As PewterReport.com’s Scott Reynolds first cited in his most recent SR’s Fab Five column, Tampa Bay was interested in signing former Florida State quarterback Adrian McPherson, who as a rookie with the Indiana Firebirds, took the Arena Football League by storm last year. McPherson completed 237-of-397 (59.7 percent) passes for 3,201 yards with 61 touchdowns and just five interceptions. The lightning quick McPherson, who runs a 4.5 in the 40-yard dash, also rushed for 259 yards on 65 carries (4.0 avg.) and scored 19 touchdowns on the ground while earning 2004 AFL Rookie of the Year honors.
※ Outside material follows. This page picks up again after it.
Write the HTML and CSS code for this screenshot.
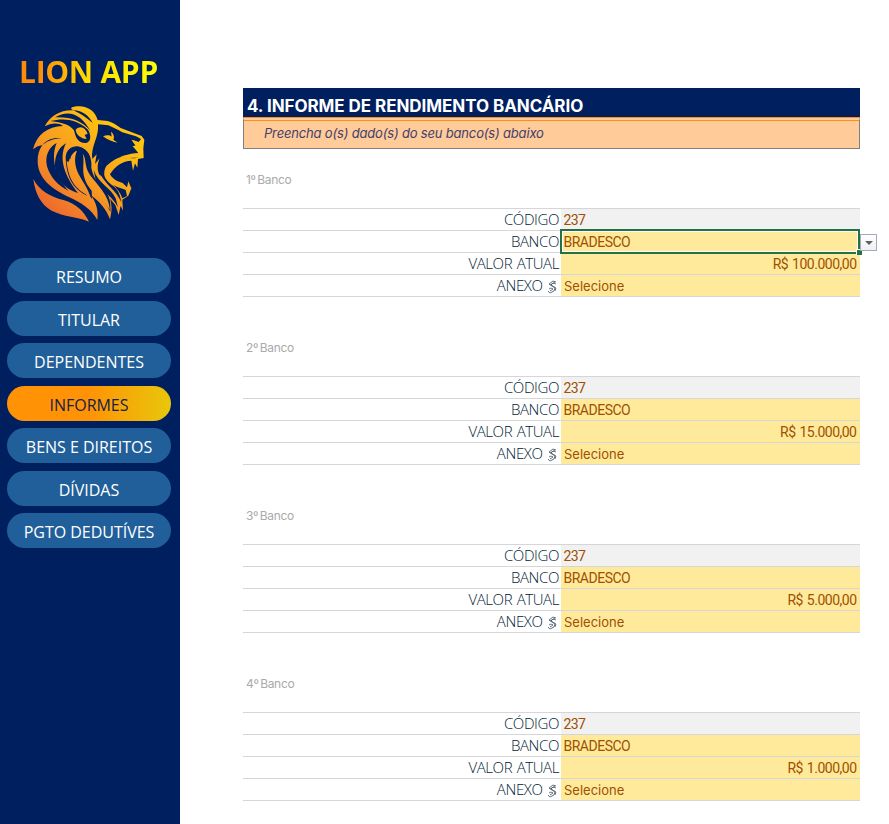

Gruden tried to sign McPherson this past summer, but NFL eligibility issues prevented him from signing with any team as the necessary paperwork was not submitted to the league. McPherson missed his chance for the 2004 draft or a supplement draft, but he will be eligible for the 2005 draft. With the Indiana franchise having folded after the 2004 season and McPherson not signing with the Predators or another AFL team, it looks like he will leap to the NFL in 2005.
Other quarterbacks the Bucs might consider drafting are Arkansas’ Matt Jones, Auburn’s Jason Campbell and Georgia’s David Green, who is another lefty and is the NCAA’s all-time winningest quarterback.
They may not want to do it, but letting Griese go during the offseason could go a long way for the Bucs in terms of helping to remedy their salary cap woes and giving Simms at shot at becoming the quarterback of the future.